Human rights advocates have lost a powerful champion in Lynn Walker Huntley, who died on August 30, 2015. Lynn led a remarkable life that was cut short much too early. I knew her best from her time at the Ford Foundation, where she worked for 13 years and ultimately directed the foundation’s Rights and Social Justice Program. But Lynn’s legacy is broader. She had a profound impact on the evolution of the modern human rights movement, excelling in three careers that changed our society and the world.

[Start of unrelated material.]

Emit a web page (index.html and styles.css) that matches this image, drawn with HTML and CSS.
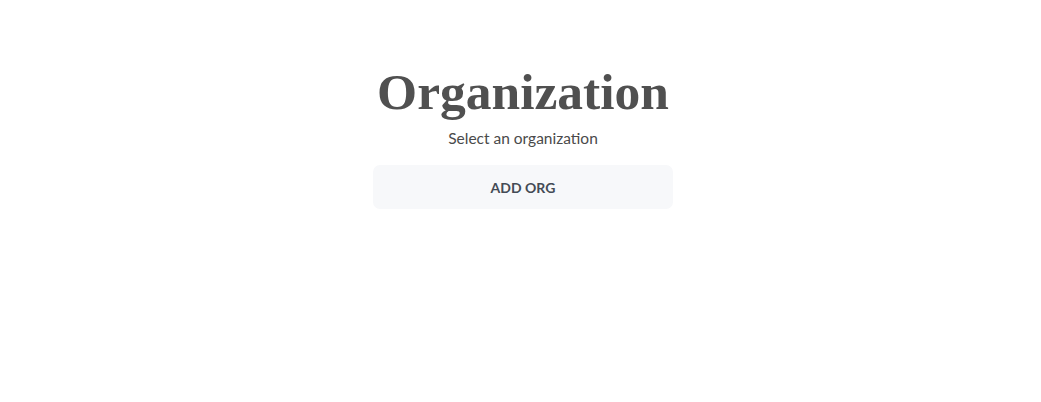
FILE: index.html
```html
<!DOCTYPE html>
<html lang="en">
<head>
<meta charset="utf-8">
<title>Organization</title>
<link rel="stylesheet" href="styles.css">
</head>
<body>
<main class="page">
  <section class="org-select">
    <h1 class="title">Organization</h1>
    <p class="subtitle">Select an organization</p>
    <button class="add-btn" type="button">ADD ORG</button>
  </section>
</main>
</body>
</html>
```
FILE: styles.css
```css
html, body {
  margin: 0;
  padding: 0;
  background: #ffffff;
}
.page {
  display: flex;
  justify-content: center;
  padding: 64px 0 0 5px;
}
.org-select {
  display: flex;
  flex-direction: column;
  align-items: center;
  width: 300px;
}
.title {
  margin: 0;
  font-family: "Liberation Serif", serif;
  font-weight: 700;
  font-size: 51.5px;
  line-height: 56px;
  color: #505050;
  letter-spacing: 0;
}
.subtitle {
  margin: 8px 0 0;
  font-family: Lato, "Noto Sans", sans-serif;
  font-size: 15.5px;
  line-height: 20px;
  color: #4a4a4a;
}
.add-btn {
  margin-top: 17px;
  width: 300px;
  height: 44px;
  border: none;
  border-radius: 7px;
  background: #f7f8fa;
  font-family: Lato, "Noto Sans", sans-serif;
  font-weight: 700;
  font-size: 14px;
  color: #444b55;
  cursor: pointer;
}
```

First, in the early 1970s, she established herself as a major figure in the U.S. civil rights movement. Lynn authored the NAACP Legal Defense Fund’s persuasive Supreme Court brief in Furman v. Georgia, the landmark death penalty case in which the Court ordered a halt to all capital punishment in the United States. Advocates thought this victory marked the end of the death penalty in this country. But states subsequently found ways to circumvent the Court’s ruling and to reintroduce capital punishment, which is a stark reminder that the struggle for rights is ongoing. Drawing on her experience at the LDF, Lynn joined the Civil Rights Division of the U.S. Department of Justice, where she did an outstanding job as Deputy Assistant Attorney General, overseeing federal litigation challenging discrimination in employment and housing.

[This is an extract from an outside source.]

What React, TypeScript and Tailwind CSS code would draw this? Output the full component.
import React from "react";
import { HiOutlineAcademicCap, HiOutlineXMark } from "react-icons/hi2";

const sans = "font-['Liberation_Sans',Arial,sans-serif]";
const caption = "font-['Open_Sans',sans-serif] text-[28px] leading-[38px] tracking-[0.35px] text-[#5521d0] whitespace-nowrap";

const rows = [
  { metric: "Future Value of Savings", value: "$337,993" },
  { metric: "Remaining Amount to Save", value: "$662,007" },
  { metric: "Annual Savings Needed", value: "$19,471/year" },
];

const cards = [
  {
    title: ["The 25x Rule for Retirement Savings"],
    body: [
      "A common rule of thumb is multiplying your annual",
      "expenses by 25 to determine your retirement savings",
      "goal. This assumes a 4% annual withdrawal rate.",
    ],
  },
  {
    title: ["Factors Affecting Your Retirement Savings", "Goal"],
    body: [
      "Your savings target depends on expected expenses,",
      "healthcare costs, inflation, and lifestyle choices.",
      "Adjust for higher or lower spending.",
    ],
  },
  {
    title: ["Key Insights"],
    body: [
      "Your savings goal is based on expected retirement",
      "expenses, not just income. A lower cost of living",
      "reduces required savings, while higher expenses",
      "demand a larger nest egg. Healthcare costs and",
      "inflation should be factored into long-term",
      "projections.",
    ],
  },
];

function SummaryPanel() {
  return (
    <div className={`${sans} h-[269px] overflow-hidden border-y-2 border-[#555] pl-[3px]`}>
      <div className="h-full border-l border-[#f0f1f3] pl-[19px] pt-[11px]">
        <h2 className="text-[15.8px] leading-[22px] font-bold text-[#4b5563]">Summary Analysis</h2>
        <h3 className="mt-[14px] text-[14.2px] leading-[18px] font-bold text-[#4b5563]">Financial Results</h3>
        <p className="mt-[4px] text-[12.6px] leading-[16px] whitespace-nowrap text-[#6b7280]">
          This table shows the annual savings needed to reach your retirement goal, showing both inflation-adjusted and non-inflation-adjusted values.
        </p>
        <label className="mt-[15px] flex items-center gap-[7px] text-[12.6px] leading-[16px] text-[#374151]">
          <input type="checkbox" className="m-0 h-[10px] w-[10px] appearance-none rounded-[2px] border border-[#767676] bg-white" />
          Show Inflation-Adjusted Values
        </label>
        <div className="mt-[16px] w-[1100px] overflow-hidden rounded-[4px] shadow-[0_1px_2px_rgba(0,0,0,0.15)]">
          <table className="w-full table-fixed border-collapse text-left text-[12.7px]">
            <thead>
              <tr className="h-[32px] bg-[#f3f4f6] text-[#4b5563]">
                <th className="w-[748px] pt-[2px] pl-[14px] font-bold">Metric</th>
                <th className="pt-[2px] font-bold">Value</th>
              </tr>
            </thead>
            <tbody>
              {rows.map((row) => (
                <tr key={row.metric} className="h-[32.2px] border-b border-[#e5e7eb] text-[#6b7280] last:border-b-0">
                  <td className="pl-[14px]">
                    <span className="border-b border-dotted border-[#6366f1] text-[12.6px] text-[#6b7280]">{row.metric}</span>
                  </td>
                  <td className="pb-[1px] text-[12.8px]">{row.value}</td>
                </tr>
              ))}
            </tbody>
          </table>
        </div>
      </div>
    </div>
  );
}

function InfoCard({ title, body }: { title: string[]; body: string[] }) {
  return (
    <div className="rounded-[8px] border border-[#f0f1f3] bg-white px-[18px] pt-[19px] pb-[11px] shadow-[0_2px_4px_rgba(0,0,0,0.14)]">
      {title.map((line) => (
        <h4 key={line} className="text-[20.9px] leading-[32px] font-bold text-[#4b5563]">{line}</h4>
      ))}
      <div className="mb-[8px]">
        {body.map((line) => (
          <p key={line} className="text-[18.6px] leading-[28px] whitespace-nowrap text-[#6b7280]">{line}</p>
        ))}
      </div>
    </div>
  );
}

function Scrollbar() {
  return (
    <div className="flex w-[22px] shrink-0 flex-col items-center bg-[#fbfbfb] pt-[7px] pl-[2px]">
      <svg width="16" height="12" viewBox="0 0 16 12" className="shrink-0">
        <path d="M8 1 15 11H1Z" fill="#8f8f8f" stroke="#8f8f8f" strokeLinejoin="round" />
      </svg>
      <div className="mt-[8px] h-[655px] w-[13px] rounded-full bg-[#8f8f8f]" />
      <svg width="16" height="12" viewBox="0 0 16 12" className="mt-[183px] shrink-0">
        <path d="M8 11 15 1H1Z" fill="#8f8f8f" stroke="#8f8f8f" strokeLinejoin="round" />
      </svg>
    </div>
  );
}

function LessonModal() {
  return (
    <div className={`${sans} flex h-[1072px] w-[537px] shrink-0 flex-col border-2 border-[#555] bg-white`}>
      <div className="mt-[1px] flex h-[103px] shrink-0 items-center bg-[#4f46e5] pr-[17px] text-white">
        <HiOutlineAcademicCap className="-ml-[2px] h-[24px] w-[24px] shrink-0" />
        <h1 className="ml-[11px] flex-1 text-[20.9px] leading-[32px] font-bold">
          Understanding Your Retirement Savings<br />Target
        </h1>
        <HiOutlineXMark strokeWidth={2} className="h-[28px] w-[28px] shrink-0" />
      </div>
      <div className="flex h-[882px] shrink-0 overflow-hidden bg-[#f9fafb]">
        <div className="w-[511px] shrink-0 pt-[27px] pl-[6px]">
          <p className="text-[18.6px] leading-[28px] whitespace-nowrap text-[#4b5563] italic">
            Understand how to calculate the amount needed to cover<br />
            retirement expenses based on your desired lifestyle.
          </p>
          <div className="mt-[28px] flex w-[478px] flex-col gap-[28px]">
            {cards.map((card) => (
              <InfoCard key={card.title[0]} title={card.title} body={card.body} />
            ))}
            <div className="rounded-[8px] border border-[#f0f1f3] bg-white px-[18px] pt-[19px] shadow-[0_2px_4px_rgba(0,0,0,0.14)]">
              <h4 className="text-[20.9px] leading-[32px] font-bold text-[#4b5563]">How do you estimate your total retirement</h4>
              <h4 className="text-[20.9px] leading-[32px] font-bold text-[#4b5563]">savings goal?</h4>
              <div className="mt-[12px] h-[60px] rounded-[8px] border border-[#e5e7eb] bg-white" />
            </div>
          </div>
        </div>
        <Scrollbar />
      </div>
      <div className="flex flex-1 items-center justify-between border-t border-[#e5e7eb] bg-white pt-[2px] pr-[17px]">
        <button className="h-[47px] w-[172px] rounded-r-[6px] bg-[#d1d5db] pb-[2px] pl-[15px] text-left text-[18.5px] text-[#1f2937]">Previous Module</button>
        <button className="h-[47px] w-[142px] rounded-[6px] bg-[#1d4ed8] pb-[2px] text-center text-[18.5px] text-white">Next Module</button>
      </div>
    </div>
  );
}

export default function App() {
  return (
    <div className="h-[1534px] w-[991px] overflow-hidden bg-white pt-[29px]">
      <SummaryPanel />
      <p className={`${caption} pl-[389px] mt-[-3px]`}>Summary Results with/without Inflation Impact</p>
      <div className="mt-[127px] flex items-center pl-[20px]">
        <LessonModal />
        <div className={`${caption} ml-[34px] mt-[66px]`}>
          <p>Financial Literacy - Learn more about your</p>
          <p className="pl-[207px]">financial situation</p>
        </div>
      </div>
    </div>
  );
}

In her second career, Lynn joined the Ford Foundation in 1982. Building on the foundation’s long involvement in civil rights, she supported legal advocacy, but also recognized the need for greater public education and engagement. She helped underwrite “Eyes on the Prize,” the extraordinary PBS documentary series that examined the struggle for civil rights in the United States. She also took a growing interest in global human rights issues and the links between the civil rights movement in the United States and the struggle for international human rights. In the United States, these two communities were surprisingly atomized for many years, and Lynn was instrumental in bridging that divide.

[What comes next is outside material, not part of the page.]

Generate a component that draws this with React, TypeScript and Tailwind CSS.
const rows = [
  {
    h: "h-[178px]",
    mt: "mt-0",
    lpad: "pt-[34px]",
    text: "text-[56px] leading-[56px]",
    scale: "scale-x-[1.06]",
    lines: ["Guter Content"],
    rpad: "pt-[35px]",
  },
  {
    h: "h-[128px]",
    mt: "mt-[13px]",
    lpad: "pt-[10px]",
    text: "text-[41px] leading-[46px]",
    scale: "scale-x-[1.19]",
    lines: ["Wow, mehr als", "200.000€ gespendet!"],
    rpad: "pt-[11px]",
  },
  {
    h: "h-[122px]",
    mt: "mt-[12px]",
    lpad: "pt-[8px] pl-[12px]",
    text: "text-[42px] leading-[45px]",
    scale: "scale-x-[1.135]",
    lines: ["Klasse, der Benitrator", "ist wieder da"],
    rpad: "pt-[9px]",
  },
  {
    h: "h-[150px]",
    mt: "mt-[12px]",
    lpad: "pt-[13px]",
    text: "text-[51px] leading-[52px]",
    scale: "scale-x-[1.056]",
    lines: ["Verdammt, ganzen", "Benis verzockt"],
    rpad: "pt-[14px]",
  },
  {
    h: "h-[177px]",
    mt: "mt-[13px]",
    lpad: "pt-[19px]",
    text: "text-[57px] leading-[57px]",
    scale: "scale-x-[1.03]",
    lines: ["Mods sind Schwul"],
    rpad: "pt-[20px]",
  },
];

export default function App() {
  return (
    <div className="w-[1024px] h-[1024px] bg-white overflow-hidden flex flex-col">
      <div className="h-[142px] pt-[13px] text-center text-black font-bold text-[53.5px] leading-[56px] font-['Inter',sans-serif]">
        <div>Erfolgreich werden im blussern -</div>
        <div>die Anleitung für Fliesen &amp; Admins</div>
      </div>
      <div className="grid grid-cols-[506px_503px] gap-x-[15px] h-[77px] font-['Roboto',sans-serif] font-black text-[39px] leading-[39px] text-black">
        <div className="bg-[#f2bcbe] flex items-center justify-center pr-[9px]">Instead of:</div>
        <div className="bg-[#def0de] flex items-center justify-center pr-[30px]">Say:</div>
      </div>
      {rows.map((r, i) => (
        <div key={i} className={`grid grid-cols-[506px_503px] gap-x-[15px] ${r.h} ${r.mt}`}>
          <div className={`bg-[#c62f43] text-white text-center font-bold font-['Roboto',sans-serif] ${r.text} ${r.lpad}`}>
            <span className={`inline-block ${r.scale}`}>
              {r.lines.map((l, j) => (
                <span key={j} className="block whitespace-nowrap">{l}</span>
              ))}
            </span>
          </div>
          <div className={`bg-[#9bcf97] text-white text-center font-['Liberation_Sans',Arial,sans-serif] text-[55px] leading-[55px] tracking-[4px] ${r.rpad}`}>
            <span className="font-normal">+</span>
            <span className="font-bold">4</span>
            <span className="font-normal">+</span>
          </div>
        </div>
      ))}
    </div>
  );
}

In her third career, Lynn moved to Atlanta to head the Southern Education Foundation, an organization dedicated to improving educational performance for children in the South, especially from poor families. While there, she also directed an ambitious study on human rights issues in the United States, Brazil and South Africa. She kindly invited me to join the group, which included human rights advocates from these three countries and brought home the common challenges vulnerable populations face in dramatically different countries. The study underscored the need for advocates in each society to develop local strategies and actions that resonate in their own communities.

At one of our meetings in Cape Town, I vividly remember watching Lynn lead and shape this dynamic group, allowing lively engagement and debate, but also directing a process that yielded concrete findings and recommendations. There, as in everything she did, Lynn was a force of nature, highly committed, strong and fair, but also disciplined and tough-minded. She held herself and those around her to a very high standard. She recognized that the fight for rights is, as someone once said, not a sport for the short winded. These are struggles where intelligence, perseverance and excellence are essential, and throughout her career, she exemplified these qualities.

Lynn Walker Huntley has left us too early and at a time when the issues to which she dedicated her life and career need the kind of smart and dedicated advocacy she brought to the table. We will miss her greatly.